Le premier atout du bordeaux : une gamme complète
En Chine, 80 % des produits commercialisés sont les bordeaux et bordeaux supérieur, les mesures engagées par Pékin depuis 2013 ayant pour effet de freiner la percée des grands crus. « Statistiquement, il y a encore de fortes chances qu’on soit pénalisé », pronostique Alan Sichel. Et comme « chacun est conscient qu’on ne peut continuer sur la pente ascendante de ces dernières années en Chine », il faut « plutôt resserrer l’identité, l’image ou le positionnement prix dans l’imaginaire du consommateur ».
En outre, s’il reconnaît que la nouvelle politique de Pékin à l’encontre des Européens « agit comme une épée de Damoclès », le vice-président du CIVB note que bordeaux possède une palette complète, allant de l’entrée gamme aux très grands crus, en passant par le moyen et le haut de gamme, et que le cœur de gamme continue à progresser en Chine. D’après lui, « le marché y a besoin de gagner en stabilité et la distribution en professionnalisme ».
Hormis en Chine, la quantité de produits expédiés à l’étranger a reculé en Belgique (- 6 %), au Japon (- 4 %), à Hong-Kong (- 23 %)au Canada (- 4 %), aux Pays-Bas (- 2 %) et en Suisse (- 4 %). A l’inverse, elle a progressé en Allemagne (+ 5 %), deuxième pays en volume (267 000 hl), au Royaume-Uni (+ 18 %), numéro trois (263 000 hl), et aux États-Unis (+ 3 %), sixième en volume (180 000 hl) et quatrième en valeur (200 millions d’euros).
États-Unis : le choix du bon partenaire, la défense des IG et de la mention château
« Les États-Unis sont un pays de culture avec un fort pouvoir d’achat où l’on fait de plus en plus un travail régional », a commenté à Paris Alan Sichel. Comme « il y a un manque de perméabilité entre divers États », le vice-président du CIVB conseille d’y travailler « moins avec des distributeurs nationaux qu’avec des importateurs plus régionaux ».
Répondant à une question du Moci sur le projet de partenariat transatlantique sur le commerce et l’investissement (TTIP), en négociation entre les États-Unis et l’Union européenne, Bernard Farges a indiqué que la France lutte pour la reconnaissance des indications géographiques (IG) et de la mention château, qui désigne en France – comme en Italie et au Luxembourg -un vin d’appellation d’origine contrôlée issu à 100 % de raisins récoltés et vinifiés sur la propriété.

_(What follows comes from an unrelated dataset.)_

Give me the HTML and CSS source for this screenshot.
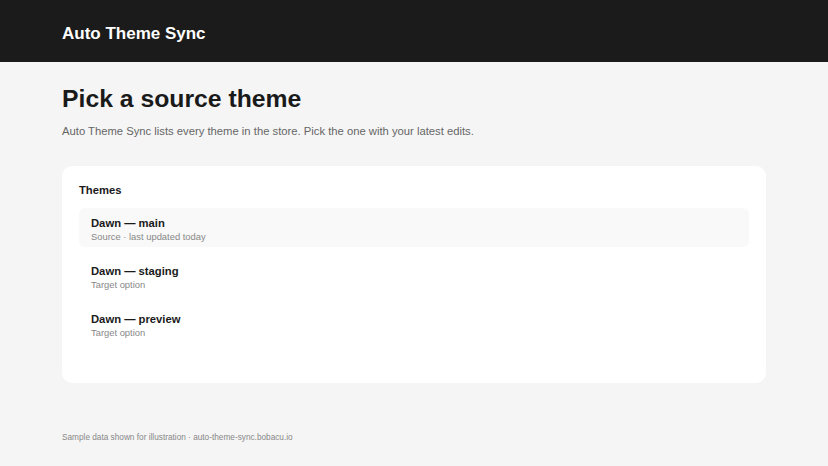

Ce n’est pas le cas aux États-Unis, où le produit peut provenir de nombreux fournisseurs.« Il ne s’agit pas d’interdire la mention château aux vins produits aux États-Unis et exportés en Europe, si elle n’est pas dévalorisée », précise le président du CIVB, qui demande donc à ce qu’elle soit « protégée ». Pour lui, c’est dans l’air du temps. « Avant 2008, la tendance était aux cépages, au concept industriel en provenance de l’hémisphère sud. Aujourd’hui, il y a un retour vers le terroir ».